→ **EXERCISE PROMPT**
Transcribe every line exactly and omit anything that is a picture.

→ **MATERIAL SHOWN**
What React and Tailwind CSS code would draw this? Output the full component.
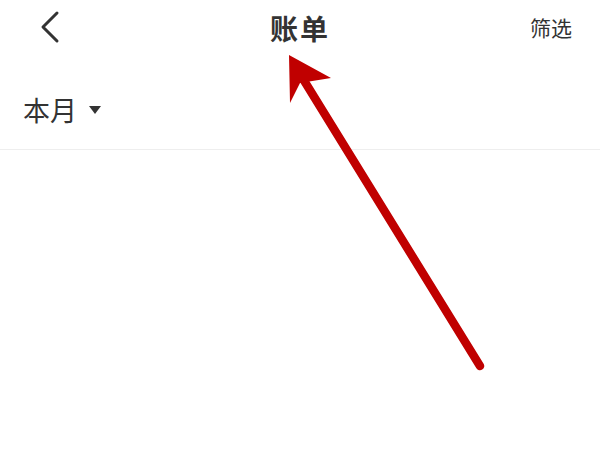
export default function App() {
  return (
    <div
      className="relative w-[600px] h-[451px] bg-white overflow-hidden"
      style={{ fontFamily: '"Noto Sans CJK SC", "Noto Sans", sans-serif' }}
    >
      <div className="relative h-[56px] flex items-center justify-center">
        <svg className="absolute left-[38px] top-[10px]" width="24" height="34" viewBox="0 0 24 34" fill="none">
          <path d="M19 3 L5 17 L19 31" stroke="#333" strokeWidth="3" strokeLinecap="round" strokeLinejoin="round" />
        </svg>
        <h1 className="text-[28px] font-bold text-[#333] tracking-[2px] leading-none">账单</h1>
        <span className="absolute right-[28px] top-[13px] text-[21px] text-[#333] leading-[28px]">筛选</span>
      </div>
      <div className="h-[94px] flex items-center pl-[23px] pt-[14px] border-b border-[#eeeeee]">
        <span className="text-[27px] text-[#333] leading-none">本月</span>
        <svg className="ml-[11px]" width="14" height="10" viewBox="0 0 14 10">
          <path d="M1 1 L13 1 L7 9 Z" fill="#333" />
        </svg>
      </div>
      <svg className="absolute inset-0 pointer-events-none" width="600" height="451" viewBox="0 0 600 451">
        <line x1="480" y1="366" x2="300" y2="74" stroke="#c00000" strokeWidth="8.5" strokeLinecap="round" />
        <path d="M289 55 L331 78 L300 83 L290 103 Z" fill="#c00000" />
      </svg>
    </div>
  );
}
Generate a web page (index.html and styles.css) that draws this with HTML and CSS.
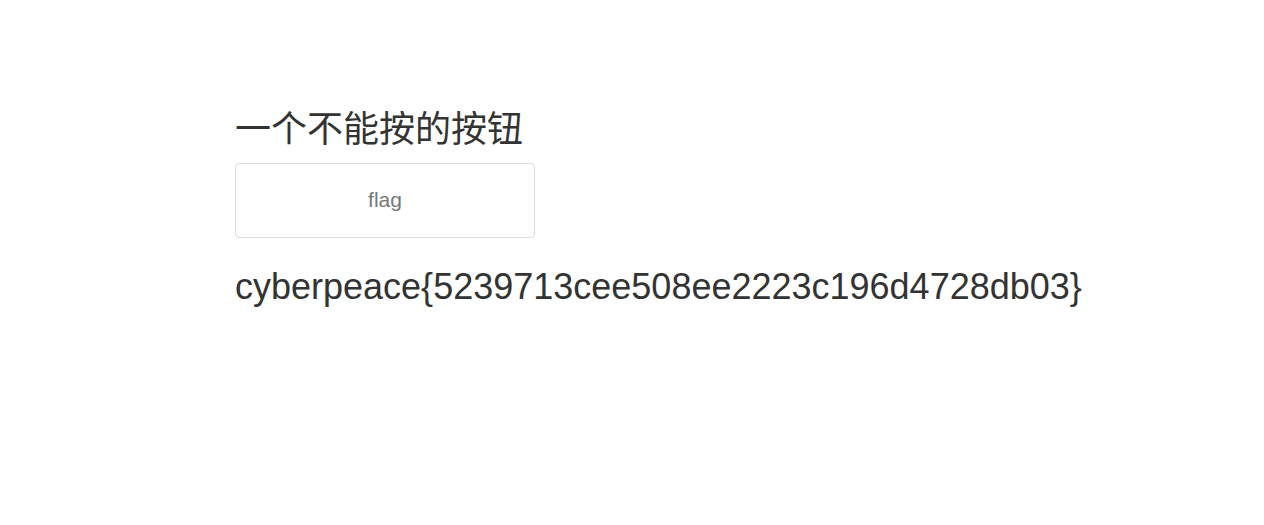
FILE: index.html
```html
<!DOCTYPE html>
<html>
<head>
<meta charset="utf-8">
<link rel="stylesheet" href="styles.css">
</head>
<body>
<div class="container">
  <h1 class="title">一个不能按的按钮</h1>
  <button class="btn" disabled>flag</button>
  <h2 class="flag">cyberpeace{5239713cee508ee2223c196d4728db03}</h2>
</div>
</body>
</html>
```
FILE: styles.css
```css
html, body {
  margin: 0;
  padding: 0;
  background: #fff;
}
body {
  font-family: "Liberation Sans", Arial, "Noto Sans CJK SC", sans-serif;
  color: #333;
}
.container {
  padding: 110px 0 0 235px;
  display: flex;
  flex-direction: column;
  align-items: flex-start;
}
.title {
  margin: 0 0 13px 0;
  font-size: 36px;
  font-weight: normal;
  line-height: 40px;
  font-family: "Liberation Sans", "Noto Sans CJK SC", sans-serif;
}
.btn {
  width: 300px;
  height: 75px;
  background: #fff;
  border: 1px solid #ddd;
  border-radius: 4px;
  color: #777;
  font-family: "Liberation Sans", Arial, sans-serif;
  font-size: 21px;
  line-height: 1;
  padding: 0 0 2px 0;
}
.flag {
  margin: 29px 0 0 0;
  font-size: 36px;
  font-weight: normal;
  line-height: 40px;
}
```
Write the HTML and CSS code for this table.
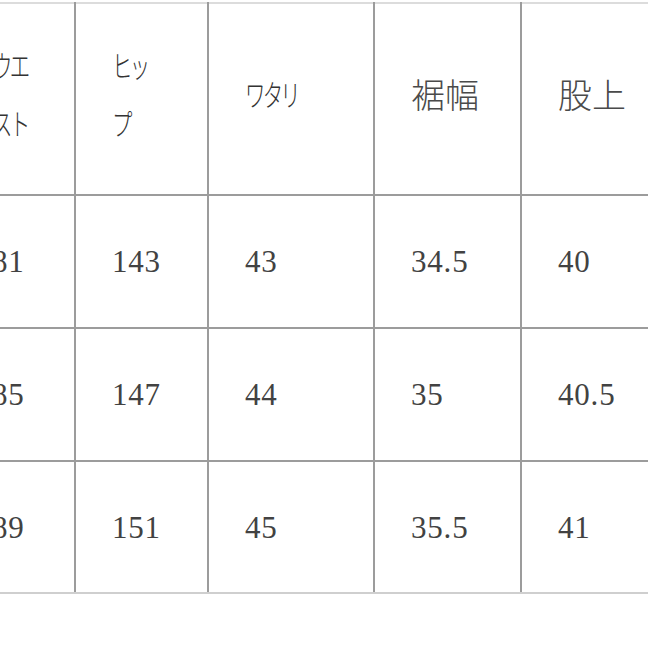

→ **FULL ANSWER**
What React and Tailwind CSS code would draw this? Output the full component.
export default function App() {
  return (
    <div
      className="relative w-[600px] h-[451px] bg-white overflow-hidden"
      style={{ fontFamily: '"Noto Sans CJK SC", "Noto Sans", sans-serif' }}
    >
      <div className="relative h-[56px] flex items-center justify-center">
        <svg className="absolute left-[38px] top-[10px]" width="24" height="34" viewBox="0 0 24 34" fill="none">
          <path d="M19 3 L5 17 L19 31" stroke="#333" strokeWidth="3" strokeLinecap="round" strokeLinejoin="round" />
        </svg>
        <h1 className="text-[28px] font-bold text-[#333] tracking-[2px] leading-none">账单</h1>
        <span className="absolute right-[28px] top-[13px] text-[21px] text-[#333] leading-[28px]">筛选</span>
      </div>
      <div className="h-[94px] flex items-center pl-[23px] pt-[14px] border-b border-[#eeeeee]">
        <span className="text-[27px] text-[#333] leading-none">本月</span>
        <svg className="ml-[11px]" width="14" height="10" viewBox="0 0 14 10">
          <path d="M1 1 L13 1 L7 9 Z" fill="#333" />
        </svg>
      </div>
      <svg className="absolute inset-0 pointer-events-none" width="600" height="451" viewBox="0 0 600 451">
        <line x1="480" y1="366" x2="300" y2="74" stroke="#c00000" strokeWidth="8.5" strokeLinecap="round" />
        <path d="M289 55 L331 78 L300 83 L290 103 Z" fill="#c00000" />
      </svg>
    </div>
  );
}
Generate a web page (index.html and styles.css) that draws this with HTML and CSS.
FILE: index.html
```html
<!DOCTYPE html>
<html>
<head>
<meta charset="utf-8">
<link rel="stylesheet" href="styles.css">
</head>
<body>
<div class="container">
  <h1 class="title">一个不能按的按钮</h1>
  <button class="btn" disabled>flag</button>
  <h2 class="flag">cyberpeace{5239713cee508ee2223c196d4728db03}</h2>
</div>
</body>
</html>
```
FILE: styles.css
```css
html, body {
  margin: 0;
  padding: 0;
  background: #fff;
}
body {
  font-family: "Liberation Sans", Arial, "Noto Sans CJK SC", sans-serif;
  color: #333;
}
.container {
  padding: 110px 0 0 235px;
  display: flex;
  flex-direction: column;
  align-items: flex-start;
}
.title {
  margin: 0 0 13px 0;
  font-size: 36px;
  font-weight: normal;
  line-height: 40px;
  font-family: "Liberation Sans", "Noto Sans CJK SC", sans-serif;
}
.btn {
  width: 300px;
  height: 75px;
  background: #fff;
  border: 1px solid #ddd;
  border-radius: 4px;
  color: #777;
  font-family: "Liberation Sans", Arial, sans-serif;
  font-size: 21px;
  line-height: 1;
  padding: 0 0 2px 0;
}
.flag {
  margin: 29px 0 0 0;
  font-size: 36px;
  font-weight: normal;
  line-height: 40px;
}
```
Write the HTML and CSS code for this table.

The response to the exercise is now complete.